- [The exercise]
Repeat the span of the entries below that starts at the line with "Output the component" and ends at the line with "53, 53, 52];", nothing more. Skip the pictures.

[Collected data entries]
■ ■ ■

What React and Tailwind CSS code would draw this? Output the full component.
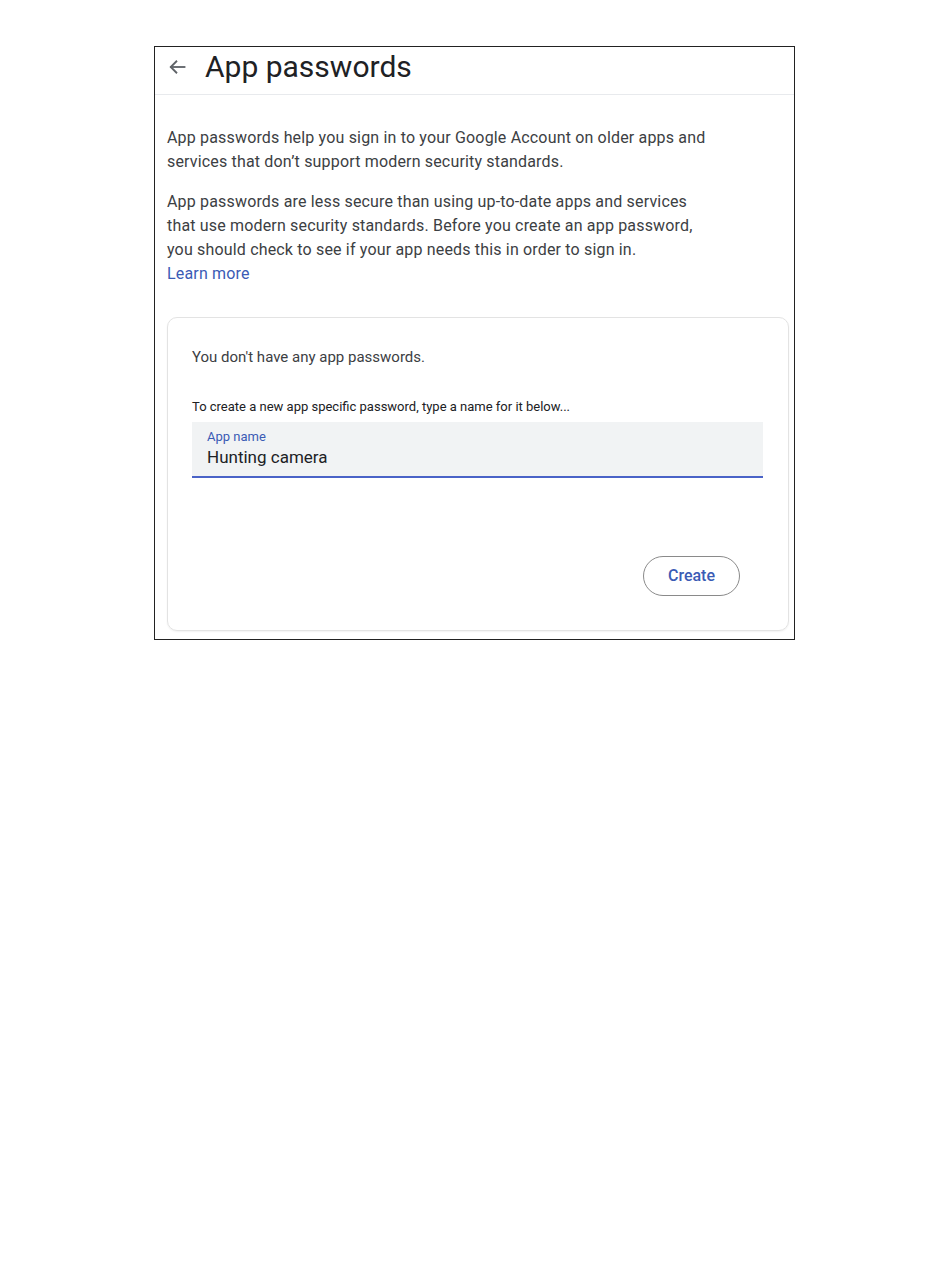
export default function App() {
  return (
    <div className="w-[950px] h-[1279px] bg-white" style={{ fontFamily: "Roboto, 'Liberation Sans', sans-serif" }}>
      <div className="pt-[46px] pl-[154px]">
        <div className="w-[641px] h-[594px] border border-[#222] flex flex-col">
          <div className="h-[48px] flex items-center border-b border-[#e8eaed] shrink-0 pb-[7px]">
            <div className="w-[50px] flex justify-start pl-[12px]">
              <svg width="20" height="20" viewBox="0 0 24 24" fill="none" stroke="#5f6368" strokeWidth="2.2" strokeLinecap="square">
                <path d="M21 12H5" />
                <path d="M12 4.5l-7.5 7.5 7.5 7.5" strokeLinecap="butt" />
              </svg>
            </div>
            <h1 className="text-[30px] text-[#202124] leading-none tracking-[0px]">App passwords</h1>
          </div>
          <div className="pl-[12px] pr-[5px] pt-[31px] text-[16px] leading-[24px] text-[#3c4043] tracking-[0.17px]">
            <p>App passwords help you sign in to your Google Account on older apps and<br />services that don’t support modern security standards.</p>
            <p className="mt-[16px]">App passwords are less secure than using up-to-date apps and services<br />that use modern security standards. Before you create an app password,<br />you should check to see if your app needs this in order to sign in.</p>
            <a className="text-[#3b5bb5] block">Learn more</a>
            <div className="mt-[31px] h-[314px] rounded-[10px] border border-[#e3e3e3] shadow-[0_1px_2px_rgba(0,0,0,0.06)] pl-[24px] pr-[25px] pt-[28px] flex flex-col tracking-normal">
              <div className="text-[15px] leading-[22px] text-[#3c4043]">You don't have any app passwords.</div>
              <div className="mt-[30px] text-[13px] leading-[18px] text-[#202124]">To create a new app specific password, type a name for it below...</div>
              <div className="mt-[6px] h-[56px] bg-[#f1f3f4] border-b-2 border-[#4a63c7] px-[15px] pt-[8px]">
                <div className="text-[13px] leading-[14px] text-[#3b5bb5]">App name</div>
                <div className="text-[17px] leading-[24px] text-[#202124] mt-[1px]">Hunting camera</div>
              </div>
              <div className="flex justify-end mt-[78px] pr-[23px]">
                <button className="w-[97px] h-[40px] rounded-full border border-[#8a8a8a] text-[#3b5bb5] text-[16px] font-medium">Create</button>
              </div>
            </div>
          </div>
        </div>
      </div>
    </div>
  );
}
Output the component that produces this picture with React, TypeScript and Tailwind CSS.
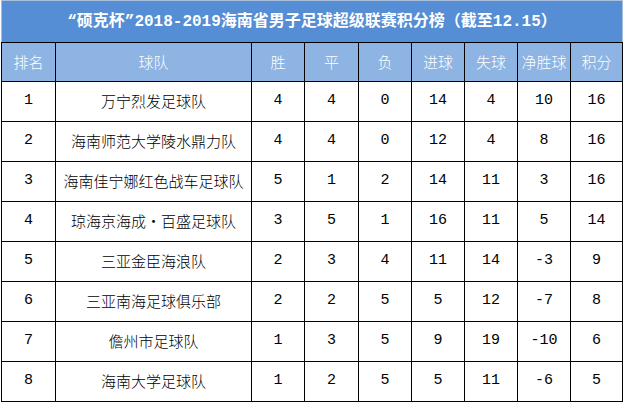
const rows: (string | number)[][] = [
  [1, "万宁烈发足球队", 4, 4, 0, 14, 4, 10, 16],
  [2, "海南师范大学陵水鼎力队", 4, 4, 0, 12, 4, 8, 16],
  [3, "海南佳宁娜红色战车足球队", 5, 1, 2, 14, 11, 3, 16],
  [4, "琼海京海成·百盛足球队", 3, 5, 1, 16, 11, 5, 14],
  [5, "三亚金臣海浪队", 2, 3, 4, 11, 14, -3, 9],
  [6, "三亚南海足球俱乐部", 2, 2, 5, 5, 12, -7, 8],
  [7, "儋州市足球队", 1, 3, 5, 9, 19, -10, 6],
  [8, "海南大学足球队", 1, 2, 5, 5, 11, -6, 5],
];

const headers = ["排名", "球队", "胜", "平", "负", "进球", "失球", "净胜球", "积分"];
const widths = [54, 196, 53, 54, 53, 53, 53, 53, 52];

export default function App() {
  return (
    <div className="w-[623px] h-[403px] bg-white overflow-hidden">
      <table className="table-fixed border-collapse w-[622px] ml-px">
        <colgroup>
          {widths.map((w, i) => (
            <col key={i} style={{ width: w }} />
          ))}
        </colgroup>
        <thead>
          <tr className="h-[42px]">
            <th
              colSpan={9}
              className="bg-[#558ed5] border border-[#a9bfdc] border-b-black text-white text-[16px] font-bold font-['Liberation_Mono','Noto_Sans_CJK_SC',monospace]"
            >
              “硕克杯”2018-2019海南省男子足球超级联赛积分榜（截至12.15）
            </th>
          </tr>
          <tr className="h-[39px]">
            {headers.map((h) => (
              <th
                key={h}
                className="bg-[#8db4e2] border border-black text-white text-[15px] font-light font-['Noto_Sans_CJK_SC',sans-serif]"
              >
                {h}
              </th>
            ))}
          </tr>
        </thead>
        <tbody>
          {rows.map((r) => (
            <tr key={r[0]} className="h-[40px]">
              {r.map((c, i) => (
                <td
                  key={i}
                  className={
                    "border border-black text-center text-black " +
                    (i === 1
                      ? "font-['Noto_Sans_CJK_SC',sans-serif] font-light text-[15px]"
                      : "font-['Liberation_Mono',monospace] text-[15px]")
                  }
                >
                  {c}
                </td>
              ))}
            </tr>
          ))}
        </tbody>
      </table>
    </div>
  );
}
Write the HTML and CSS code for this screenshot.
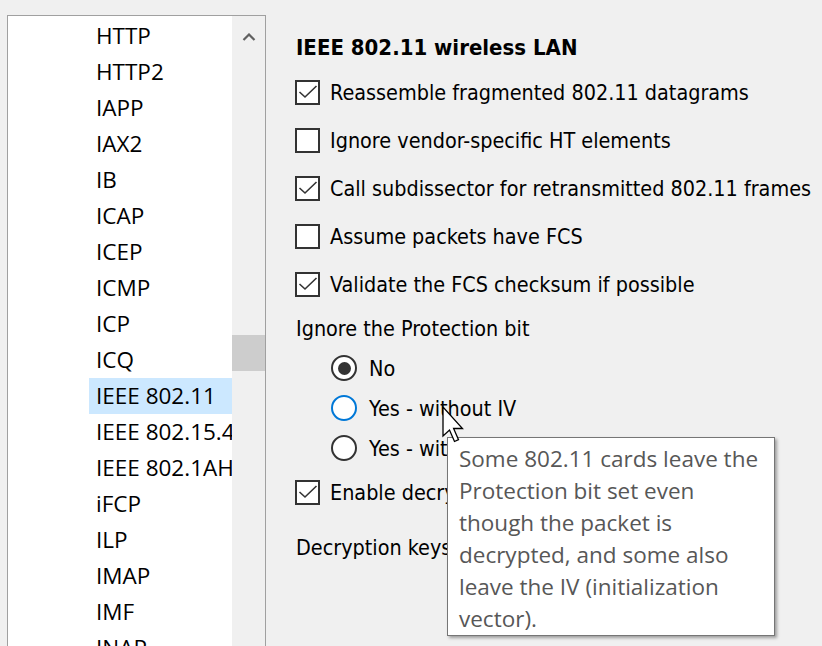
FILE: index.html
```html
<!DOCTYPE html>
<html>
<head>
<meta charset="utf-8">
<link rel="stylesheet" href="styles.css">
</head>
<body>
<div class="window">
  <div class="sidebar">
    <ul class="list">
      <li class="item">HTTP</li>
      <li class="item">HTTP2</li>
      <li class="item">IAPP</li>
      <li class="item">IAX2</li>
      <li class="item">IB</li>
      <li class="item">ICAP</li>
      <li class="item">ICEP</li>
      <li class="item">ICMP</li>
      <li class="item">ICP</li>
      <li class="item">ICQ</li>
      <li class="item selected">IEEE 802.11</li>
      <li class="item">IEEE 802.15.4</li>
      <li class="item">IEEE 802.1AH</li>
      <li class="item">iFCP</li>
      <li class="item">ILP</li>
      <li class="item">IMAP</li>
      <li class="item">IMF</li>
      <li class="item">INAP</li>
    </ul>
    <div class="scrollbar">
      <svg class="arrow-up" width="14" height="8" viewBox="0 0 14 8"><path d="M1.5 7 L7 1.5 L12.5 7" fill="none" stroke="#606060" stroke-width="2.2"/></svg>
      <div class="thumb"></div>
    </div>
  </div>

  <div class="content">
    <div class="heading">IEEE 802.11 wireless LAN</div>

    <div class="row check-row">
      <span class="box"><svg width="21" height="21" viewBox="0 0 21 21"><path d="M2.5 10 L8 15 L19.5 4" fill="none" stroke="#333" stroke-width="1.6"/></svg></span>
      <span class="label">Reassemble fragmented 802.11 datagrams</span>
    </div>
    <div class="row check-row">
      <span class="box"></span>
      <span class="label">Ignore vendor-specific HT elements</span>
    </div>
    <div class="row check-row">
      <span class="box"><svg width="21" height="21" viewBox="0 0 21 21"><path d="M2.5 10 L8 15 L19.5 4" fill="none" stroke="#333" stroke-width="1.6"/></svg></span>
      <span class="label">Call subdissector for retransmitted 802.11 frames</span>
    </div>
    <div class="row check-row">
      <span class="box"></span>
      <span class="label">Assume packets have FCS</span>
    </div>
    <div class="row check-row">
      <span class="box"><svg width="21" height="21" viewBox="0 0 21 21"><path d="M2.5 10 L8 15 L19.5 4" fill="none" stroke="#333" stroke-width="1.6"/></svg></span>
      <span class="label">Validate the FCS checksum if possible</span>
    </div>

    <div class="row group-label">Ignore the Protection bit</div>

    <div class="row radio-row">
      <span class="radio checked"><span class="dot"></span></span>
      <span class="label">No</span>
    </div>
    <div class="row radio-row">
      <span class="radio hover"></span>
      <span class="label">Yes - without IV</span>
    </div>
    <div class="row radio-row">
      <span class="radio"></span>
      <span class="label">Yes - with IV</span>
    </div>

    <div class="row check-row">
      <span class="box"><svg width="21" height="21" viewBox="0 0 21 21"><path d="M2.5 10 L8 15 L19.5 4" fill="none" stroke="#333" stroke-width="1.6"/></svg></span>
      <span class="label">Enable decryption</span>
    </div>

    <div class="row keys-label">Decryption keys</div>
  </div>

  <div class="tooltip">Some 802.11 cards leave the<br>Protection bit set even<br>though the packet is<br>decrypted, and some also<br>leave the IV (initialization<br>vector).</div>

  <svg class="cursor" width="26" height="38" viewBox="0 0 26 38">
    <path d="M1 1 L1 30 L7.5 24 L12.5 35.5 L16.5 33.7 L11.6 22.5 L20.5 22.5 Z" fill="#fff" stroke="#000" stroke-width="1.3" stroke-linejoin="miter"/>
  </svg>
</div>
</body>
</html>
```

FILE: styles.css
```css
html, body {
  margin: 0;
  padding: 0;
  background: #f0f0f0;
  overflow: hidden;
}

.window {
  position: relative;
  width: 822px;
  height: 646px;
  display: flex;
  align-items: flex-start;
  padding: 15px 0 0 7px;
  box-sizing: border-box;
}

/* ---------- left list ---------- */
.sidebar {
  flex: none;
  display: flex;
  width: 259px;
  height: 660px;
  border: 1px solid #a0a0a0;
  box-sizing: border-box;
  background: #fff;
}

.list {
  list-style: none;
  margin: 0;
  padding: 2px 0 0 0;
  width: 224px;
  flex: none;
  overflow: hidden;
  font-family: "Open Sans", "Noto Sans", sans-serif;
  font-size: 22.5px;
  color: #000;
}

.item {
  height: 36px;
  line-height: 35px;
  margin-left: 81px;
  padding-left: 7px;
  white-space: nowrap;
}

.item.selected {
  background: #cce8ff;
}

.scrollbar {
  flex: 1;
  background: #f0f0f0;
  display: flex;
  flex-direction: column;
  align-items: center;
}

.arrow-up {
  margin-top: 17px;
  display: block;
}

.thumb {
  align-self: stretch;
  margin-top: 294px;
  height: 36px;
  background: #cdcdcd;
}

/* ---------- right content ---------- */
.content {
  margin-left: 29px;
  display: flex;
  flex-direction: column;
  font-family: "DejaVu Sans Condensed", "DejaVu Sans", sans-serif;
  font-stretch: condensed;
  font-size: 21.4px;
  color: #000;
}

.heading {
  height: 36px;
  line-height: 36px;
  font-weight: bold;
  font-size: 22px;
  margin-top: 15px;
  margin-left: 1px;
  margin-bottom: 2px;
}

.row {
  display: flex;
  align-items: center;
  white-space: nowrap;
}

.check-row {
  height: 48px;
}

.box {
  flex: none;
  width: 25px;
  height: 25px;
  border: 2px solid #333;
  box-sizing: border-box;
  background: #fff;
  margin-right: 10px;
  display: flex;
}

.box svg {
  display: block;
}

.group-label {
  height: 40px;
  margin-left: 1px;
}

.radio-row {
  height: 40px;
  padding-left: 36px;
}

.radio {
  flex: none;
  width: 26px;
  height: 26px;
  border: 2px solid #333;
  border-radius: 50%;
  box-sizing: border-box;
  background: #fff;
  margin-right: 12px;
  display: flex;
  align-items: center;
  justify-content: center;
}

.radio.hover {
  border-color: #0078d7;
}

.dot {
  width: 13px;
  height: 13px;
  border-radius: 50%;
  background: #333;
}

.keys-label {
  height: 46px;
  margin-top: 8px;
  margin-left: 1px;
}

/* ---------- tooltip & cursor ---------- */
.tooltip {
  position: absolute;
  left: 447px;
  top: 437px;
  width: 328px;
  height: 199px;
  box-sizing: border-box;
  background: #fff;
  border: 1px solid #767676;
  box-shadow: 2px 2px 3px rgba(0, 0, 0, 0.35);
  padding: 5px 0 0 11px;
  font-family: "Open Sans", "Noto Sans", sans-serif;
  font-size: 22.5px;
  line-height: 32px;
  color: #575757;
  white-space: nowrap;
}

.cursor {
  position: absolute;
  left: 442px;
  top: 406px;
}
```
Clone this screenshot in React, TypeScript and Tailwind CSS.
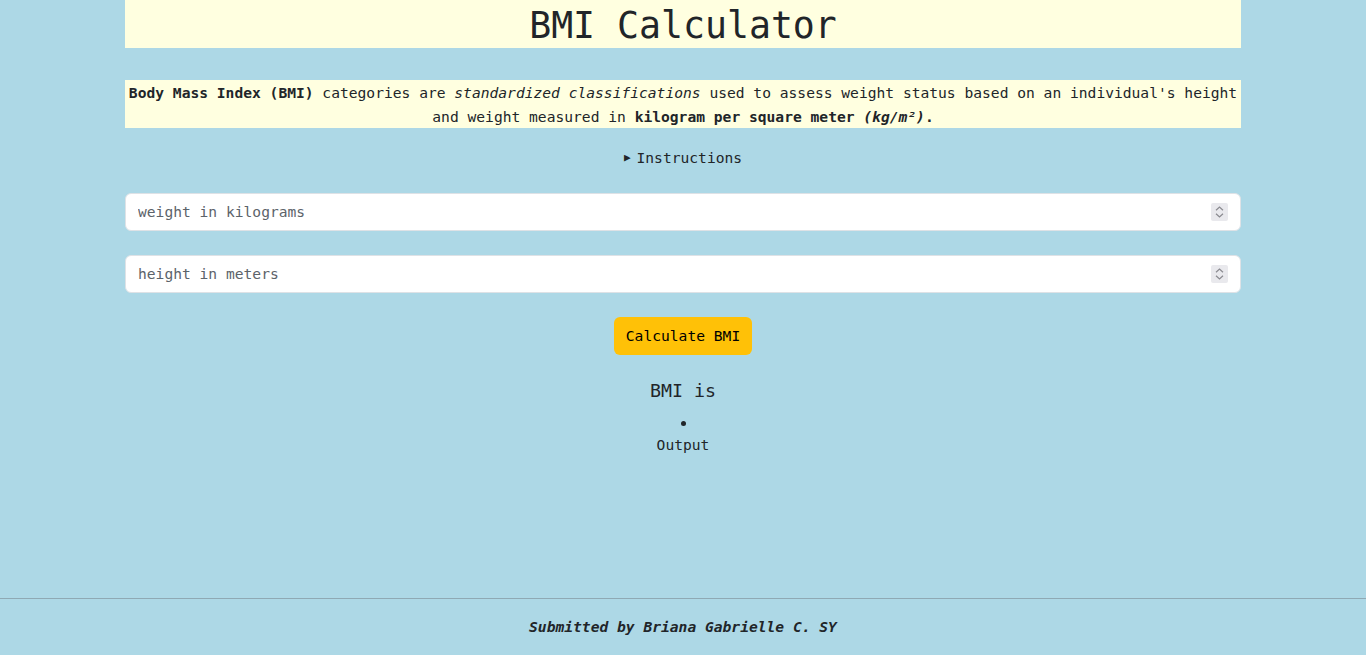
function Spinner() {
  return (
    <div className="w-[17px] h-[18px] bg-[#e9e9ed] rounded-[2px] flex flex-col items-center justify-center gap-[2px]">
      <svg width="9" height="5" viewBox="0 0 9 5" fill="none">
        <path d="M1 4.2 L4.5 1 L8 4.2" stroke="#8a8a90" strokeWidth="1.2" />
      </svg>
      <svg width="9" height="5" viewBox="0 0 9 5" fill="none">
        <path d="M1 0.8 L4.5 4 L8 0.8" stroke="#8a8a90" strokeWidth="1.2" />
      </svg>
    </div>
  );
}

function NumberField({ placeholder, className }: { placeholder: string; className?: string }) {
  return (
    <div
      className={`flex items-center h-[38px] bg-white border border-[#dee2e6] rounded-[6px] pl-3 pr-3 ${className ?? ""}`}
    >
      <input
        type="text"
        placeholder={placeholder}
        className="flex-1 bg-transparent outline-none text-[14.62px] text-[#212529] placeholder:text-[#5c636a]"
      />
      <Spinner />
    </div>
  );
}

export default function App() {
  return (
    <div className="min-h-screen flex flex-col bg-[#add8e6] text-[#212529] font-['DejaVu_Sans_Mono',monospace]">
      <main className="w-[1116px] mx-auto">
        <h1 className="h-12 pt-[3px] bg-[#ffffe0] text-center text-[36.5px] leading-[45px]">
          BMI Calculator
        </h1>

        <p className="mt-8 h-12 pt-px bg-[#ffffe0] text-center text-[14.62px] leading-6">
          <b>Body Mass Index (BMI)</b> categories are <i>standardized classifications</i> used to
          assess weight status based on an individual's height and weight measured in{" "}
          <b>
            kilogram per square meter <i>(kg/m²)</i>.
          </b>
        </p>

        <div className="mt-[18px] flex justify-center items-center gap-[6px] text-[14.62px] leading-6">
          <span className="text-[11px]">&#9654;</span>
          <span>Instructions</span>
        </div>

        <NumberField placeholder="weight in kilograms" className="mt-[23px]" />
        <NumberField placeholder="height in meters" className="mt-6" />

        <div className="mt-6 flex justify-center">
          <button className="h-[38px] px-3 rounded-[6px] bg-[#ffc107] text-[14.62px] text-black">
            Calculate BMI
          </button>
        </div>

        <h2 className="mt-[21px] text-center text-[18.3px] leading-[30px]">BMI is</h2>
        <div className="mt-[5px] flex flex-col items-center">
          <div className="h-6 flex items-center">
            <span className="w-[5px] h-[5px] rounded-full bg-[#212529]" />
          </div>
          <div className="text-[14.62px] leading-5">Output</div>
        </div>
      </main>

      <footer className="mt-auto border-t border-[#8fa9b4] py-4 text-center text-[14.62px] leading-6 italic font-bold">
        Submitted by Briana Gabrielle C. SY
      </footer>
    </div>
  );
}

■ ■ ■

- [Written answer]
Output the component that produces this picture with React, TypeScript and Tailwind CSS.
const rows: (string | number)[][] = [
  [1, "万宁烈发足球队", 4, 4, 0, 14, 4, 10, 16],
  [2, "海南师范大学陵水鼎力队", 4, 4, 0, 12, 4, 8, 16],
  [3, "海南佳宁娜红色战车足球队", 5, 1, 2, 14, 11, 3, 16],
  [4, "琼海京海成·百盛足球队", 3, 5, 1, 16, 11, 5, 14],
  [5, "三亚金臣海浪队", 2, 3, 4, 11, 14, -3, 9],
  [6, "三亚南海足球俱乐部", 2, 2, 5, 5, 12, -7, 8],
  [7, "儋州市足球队", 1, 3, 5, 9, 19, -10, 6],
  [8, "海南大学足球队", 1, 2, 5, 5, 11, -6, 5],
];

const headers = ["排名", "球队", "胜", "平", "负", "进球", "失球", "净胜球", "积分"];
const widths = [54, 196, 53, 54, 53, 53, 53, 53, 52];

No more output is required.